Collected material:
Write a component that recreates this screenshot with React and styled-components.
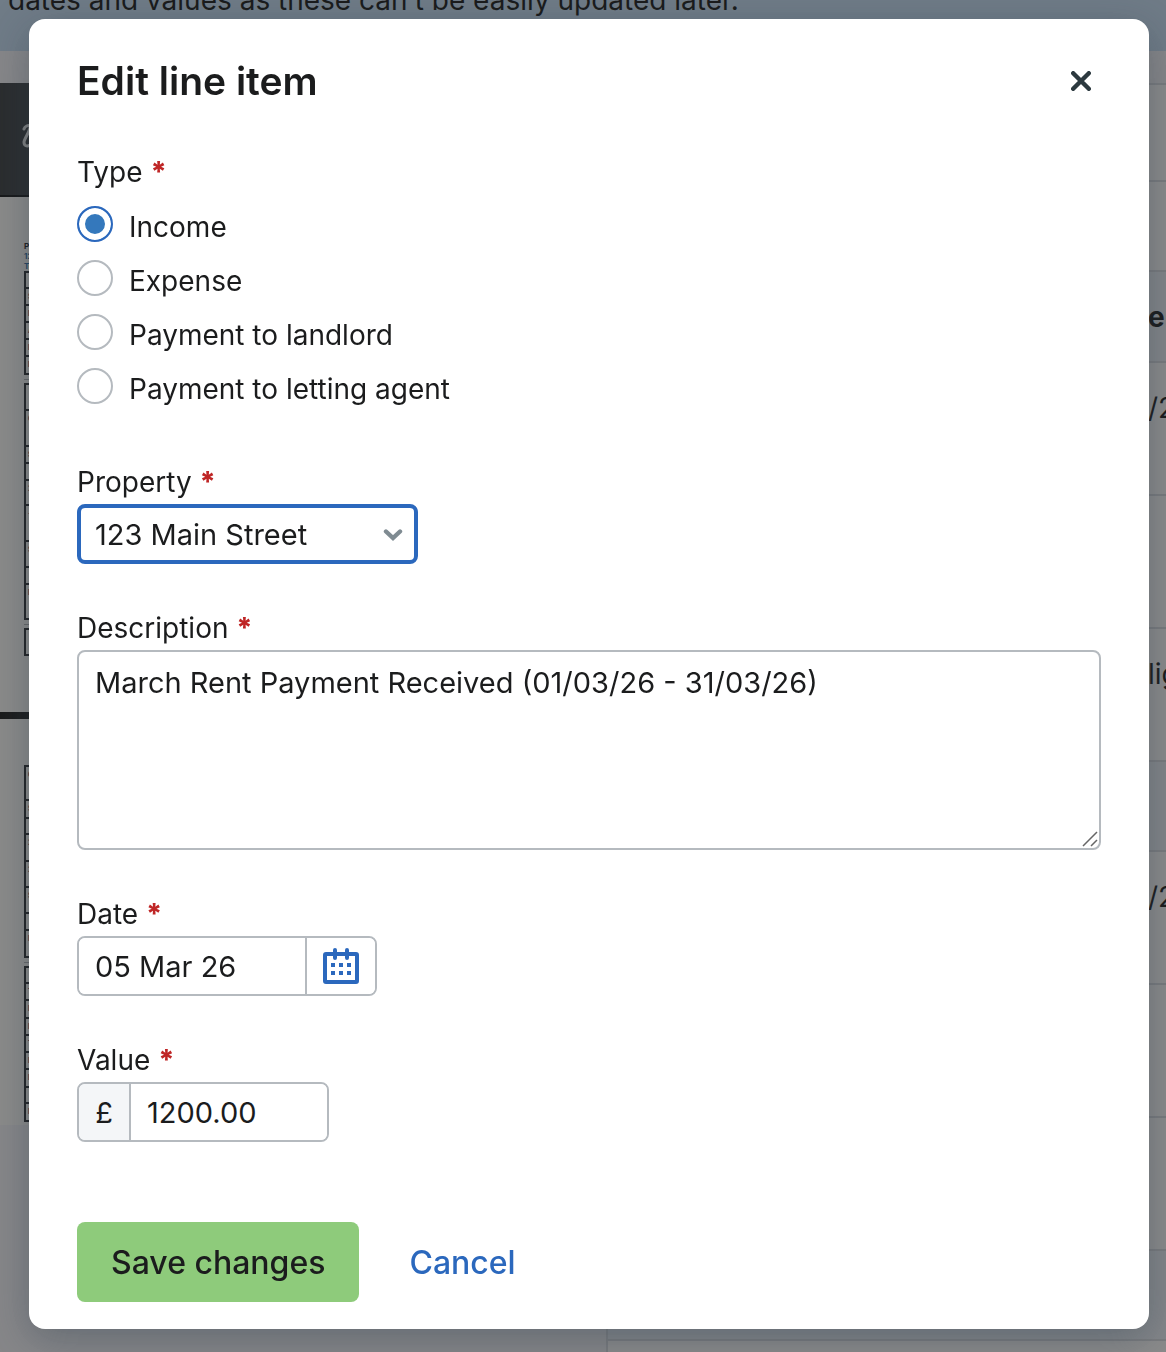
import React, { useState } from 'react';
import styled, { createGlobalStyle } from 'styled-components';

const GlobalStyle = createGlobalStyle`
  *, *::before, *::after {
    box-sizing: border-box;
  }

  body {
    margin: 0;
    background: #8a8b8d;
    color: #1b1c1d;
    font-family: Inter, "Liberation Sans", sans-serif;
    font-size: 28px;
  }

  button, input, select, textarea {
    margin: 0;
    font: inherit;
    color: inherit;
  }
`;

/* ---------- page behind the dialog ---------- */

const Page = styled.div`
  position: fixed;
  inset: 0;
  overflow: hidden;
  background: #f4f4f8;
`;

const Banner = styled.div`
  margin-top: -48px;
  padding: 26px 8px 29px;
  background: #c6def4;
  line-height: 44px;
  white-space: nowrap;
`;

const Columns = styled.div`
  display: grid;
  grid-template-columns: 52fr 48fr;
  margin-top: 32px;
`;

const Preview = styled.div`
  overflow: hidden;
`;

const PreviewHeader = styled.div`
  display: flex;
  align-items: center;
  height: 114px;
  padding: 0 22px 6px;
  background: #3c4044;
  border-bottom: 2px solid #16181a;
`;

const Sheet = styled.div`
  height: ${({ $height }) => $height}px;
  padding: ${({ $top }) => $top}px 24px 0;
  overflow: hidden;
  background: #fcfdfb;
  border-bottom: ${({ $divider }) => ($divider ? '7px solid #1c1e1e' : '0')};
`;

const SheetText = styled.div`
  font-size: 8px;
  line-height: 10px;
  font-weight: 700;
  color: ${({ $link }) => ($link ? '#2f6fa8' : '#1b1c1d')};
`;

const SheetTable = styled.div`
  border: solid #2a2c30;
  border-width: 2px 2px 0;
`;

const SheetRule = styled.div`
  height: 1px;
  margin: 4px 0 3px;
  background: #b4b6b8;
`;

const SheetRow = styled.div`
  height: ${({ $height }) => $height}px;
  padding: 3px 2px;
  border-bottom: 2px solid #2a2c30;
  overflow: hidden;
  font-size: 7px;
  line-height: 9px;
  font-weight: 700;
  color: #4a3f66;
`;

const Items = styled.table`
  width: 100%;
  table-layout: fixed;
  border-collapse: collapse;
  border-left: 2px solid #dadde2;
  background: #fcfcfc;
  text-align: left;

  th, td {
    width: 18px;
    padding: 0;
    border-top: 2px solid #dadde2;
    overflow: hidden;
    vertical-align: top;
    line-height: 44px;
    white-space: nowrap;
  }

  th:first-child, td:first-child {
    width: auto;
  }
`;

const ItemRow = styled.tr`
  height: ${({ $height }) => $height}px;
  background: ${({ $shaded }) => ($shaded ? '#edf2f8' : 'transparent')};

  && > * {
    padding-top: 23px;
  }
`;

/* ---------- dialog ---------- */

const Overlay = styled.div`
  position: relative;
  min-height: 100vh;
  padding: 19px 17px 23px 29px;
  background: rgba(26, 26, 26, 0.5);
`;

const Dialog = styled.form`
  padding: 37px 48px 27px;
  border-radius: 16px;
  background: #fff;
  box-shadow: 0 10px 40px rgba(44, 62, 80, 0.4);
`;

const DialogHeader = styled.header`
  display: flex;
  align-items: center;
  justify-content: space-between;
  margin-bottom: 44px;
`;

const Title = styled.h2`
  margin: 0;
  font-size: 39px;
  line-height: 50px;
  font-weight: 600;
`;

const CloseButton = styled.button`
  display: flex;
  padding: 10px;
  border: 0;
  background: none;
  cursor: pointer;
`;

const Field = styled.div`
  margin-bottom: ${({ $last }) => ($last ? 80 : 42)}px;
`;

const Group = styled.fieldset`
  margin: 0 0 42px;
  padding: 0 0 14px;
  border: 0;
`;

const Label = styled.label`
  display: block;
  width: fit-content;
  padding: 0;
  line-height: 44px;
`;

const Star = styled.span`
  color: #bf2626;
  font-weight: 800;
`;

const Options = styled.div`
  display: grid;
  gap: 18px;
  padding-top: 12px;
`;

const Option = styled.label`
  display: flex;
  gap: 16px;
  width: fit-content;
  height: 36px;
  line-height: 42px;
`;

const Radio = styled.input`
  appearance: none;
  width: 36px;
  height: 36px;
  border: 2px solid #b5babf;
  border-radius: 50%;
  background: #fff;

  &:checked {
    border-color: #2b68bd;
    background: #3478bc;
    box-shadow: inset 0 0 0 6px #fff;
  }
`;

const SelectWrap = styled.div`
  display: grid;
  align-items: center;
  width: 341px;

  > * {
    grid-area: 1 / 1;
  }

  svg {
    justify-self: end;
    margin: 1px 15px 0 0;
    pointer-events: none;
  }
`;

const Select = styled.select`
  appearance: none;
  width: 100%;
  height: 60px;
  padding: 0 48px 0 14px;
  border: 4px solid #2b68bd;
  border-radius: 8px;
  outline: 0;
  background: #fff;
  font-size: 29px;
`;

const TextAreaWrap = styled.div`
  position: relative;

  svg {
    position: absolute;
    right: 2px;
    bottom: 2px;
    pointer-events: none;
  }
`;

const TextArea = styled.textarea`
  display: block;
  width: 100%;
  height: 200px;
  padding: 9px 16px;
  border: 2px solid #b5babf;
  border-radius: 8px;
  outline: 0;
  font-size: 29px;
  line-height: 44px;
  resize: none;
`;

const InputGroup = styled.div`
  display: flex;
  width: ${({ $width }) => $width}px;
  height: 60px;
  border: 2px solid #b5babf;
  border-radius: 8px;
  overflow: hidden;
  font-size: 29px;
`;

const Input = styled.input`
  flex: 1;
  min-width: 0;
  padding: 0 16px;
  border: 0;
  outline: 0;
  background: #fff;
`;

const Prefix = styled.span`
  display: flex;
  align-items: center;
  justify-content: center;
  width: 52px;
  border-right: 2px solid #b5babf;
  background: #f4f6f8;
`;

const CalendarButton = styled.button`
  display: flex;
  align-items: center;
  justify-content: center;
  width: 70px;
  padding: 0;
  border: 0;
  border-left: 2px solid #b5babf;
  background: #fff;
  cursor: pointer;
`;

const Actions = styled.div`
  display: flex;
  gap: 16px;
`;

const Button = styled.button`
  height: 80px;
  padding: 0 34px;
  border: 0;
  border-radius: 8px;
  background: ${({ $primary }) => ($primary ? '#8ecb7b' : 'none')};
  color: ${({ $primary }) => ($primary ? '#1b1c1d' : '#2b68bd')};
  font-size: 32px;
  font-weight: 500;
  cursor: pointer;
`;

const types = ['Income', 'Expense', 'Payment to landlord', 'Payment to letting agent'];

// each sheet is a list of tables, each row is [height, text]
const firstSheet = [
  [[16, ''], [17, 'S'], [17, 'D'], [17, 'A'], [17, 'P'], [18, 'R']],
  [[26, ''], [36, 'G'], [17, 'S'], [17, ''], [25, '2'], [36, '-'], [26, 'S B'], [17, ''], [35, 'B T S']],
  [[26, '']],
];

const secondSheet = [
  [[34, 'G'], [18, 'S'], [16, ''], [27, '2'], [26, '2'], [26, 'S B'], [17, ''], [27, 'B B']],
  [[16, ''], [17, 'T'], [18, 'E'], [17, 'E'], [17, 'T'], [17, 'E'], [18, 'B'], [16, ''], [18, 'B']],
];

const items = [
  { height: 97 },
  { height: 90 },
  { height: 91, shaded: true, text: 'er' },
  { height: 133, text: '/26' },
  { height: 133 },
  { height: 133, text: 'lig' },
  { height: 90, shaded: true },
  { height: 133, text: '/26' },
  { height: 133 },
  { height: 133 },
  { height: 90, shaded: true },
  { height: 133 },
];

const Required = () => <Star aria-hidden="true">*</Star>;

const SheetTables = ({ tables }) =>
  tables.map((rows, index) => (
    <React.Fragment key={index}>
      <SheetTable>
        {rows.map(([height, text], row) => (
          <SheetRow key={row} $height={height}>{text}</SheetRow>
        ))}
      </SheetTable>
      {index < tables.length - 1 && <SheetRule />}
    </React.Fragment>
  ));

const Background = () => (
  <Page aria-hidden="true">
    <Banner>dates and values as these can’t be easily updated later.</Banner>
    <Columns>
      <Preview>
        <PreviewHeader>
          <svg width="24" height="24" viewBox="0 0 24 24" fill="none" stroke="#e8e8e8" strokeWidth="3" strokeLinecap="round">
            <path d="M2 5C3 2 6 1 8 2C9 6 3 13 2 18C2 22 5 23 8 21C12 18 14 10 15 4" />
          </svg>
        </PreviewHeader>
        <Sheet $height={522} $top={44} $divider>
          <SheetText>Property</SheetText>
          <SheetText $link>123 Main Street</SheetText>
          <SheetText $link>Tenancy</SheetText>
          <SheetTables tables={firstSheet} />
        </Sheet>
        <Sheet $height={406} $top={46}>
          <SheetTables tables={secondSheet} />
        </Sheet>
      </Preview>
      <Items>
        <tbody>
          {items.map(({ height, shaded, text }, index) => {
            const Cell = shaded ? 'th' : 'td';
            return (
              <ItemRow key={index} $height={height} $shaded={shaded}>
                <Cell />
                <Cell>{text}</Cell>
              </ItemRow>
            );
          })}
        </tbody>
      </Items>
    </Columns>
  </Page>
);

const App = () => {
  const [type, setType] = useState('Income');
  const [description, setDescription] = useState('March Rent Payment Received (01/03/26 - 31/03/26)');
  const [date, setDate] = useState('05 Mar 26');
  const [value, setValue] = useState('1200.00');

  return (
    <>
      <GlobalStyle />
      <Background />
      <Overlay>
        <Dialog role="dialog" aria-modal="true" aria-labelledby="dialog-title" onSubmit={(e) => e.preventDefault()}>
          <DialogHeader>
            <Title id="dialog-title">Edit line item</Title>
            <CloseButton type="button" aria-label="Close">
              <svg width="20" height="20" viewBox="0 0 20 20" fill="none" stroke="#2c393f" strokeWidth="4.4" strokeLinecap="round">
                <path d="M2.2 2.2L17.8 17.8M17.8 2.2L2.2 17.8" />
              </svg>
            </CloseButton>
          </DialogHeader>

          <Group>
            <Label as="legend">Type <Required /></Label>
            <Options>
              {types.map((name) => (
                <Option key={name}>
                  <Radio
                    type="radio"
                    name="type"
                    value={name}
                    checked={type === name}
                    onChange={() => setType(name)}
                  />
                  {name}
                </Option>
              ))}
            </Options>
          </Group>

          <Field>
            <Label htmlFor="property">Property <Required /></Label>
            <SelectWrap>
              <Select id="property">
                <option>123 Main Street</option>
              </Select>
              <svg width="20" height="14" viewBox="0 0 20 14" fill="none" stroke="#7f8b92" strokeWidth="4.4" strokeLinecap="round">
                <path d="M3 3.5L10 10L17 3.5" />
              </svg>
            </SelectWrap>
          </Field>

          <Field>
            <Label htmlFor="description">Description <Required /></Label>
            <TextAreaWrap>
              <TextArea id="description" value={description} onChange={(e) => setDescription(e.target.value)} />
              <svg width="18" height="18" viewBox="0 0 18 18" fill="none" stroke="#666" strokeWidth="1.5">
                <path d="M2 16L16 2M10 16L16 10" />
              </svg>
            </TextAreaWrap>
          </Field>

          <Field>
            <Label htmlFor="date">Date <Required /></Label>
            <InputGroup $width={300}>
              <Input id="date" value={date} onChange={(e) => setDate(e.target.value)} />
              <CalendarButton type="button" aria-label="Choose date">
                <svg width="36" height="36" viewBox="0 0 36 36" fill="#2b68bd">
                  <path fillRule="evenodd" d="M3 4H33Q36 4 36 7V33Q36 36 33 36H3Q0 36 0 33V7Q0 4 3 4ZM4 8V32H32V8Z" />
                  <path d="M8 15h4v4H8zM16 15h4v4h-4zM24 15h4v4h-4zM8 23h4v4H8zM16 23h4v4h-4zM24 23h4v4h-4z" />
                  <path d="M12 2V10M24 2V10" stroke="#2b68bd" strokeWidth="4" strokeLinecap="round" />
                </svg>
              </CalendarButton>
            </InputGroup>
          </Field>

          <Field $last>
            <Label htmlFor="value">Value <Required /></Label>
            <InputGroup $width={252}>
              <Prefix>£</Prefix>
              <Input id="value" inputMode="decimal" value={value} onChange={(e) => setValue(e.target.value)} />
            </InputGroup>
          </Field>

          <Actions>
            <Button type="submit" $primary>Save changes</Button>
            <Button type="button">Cancel</Button>
          </Actions>
        </Dialog>
      </Overlay>
    </>
  );
};

export default App;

What this task involves:
Locate the lines above that hold the word "React". Show every one of them.

The solution:
Write a component that recreates this screenshot with React and styled-components.
import React, { useState } from 'react';
    <React.Fragment key={index}>
    </React.Fragment>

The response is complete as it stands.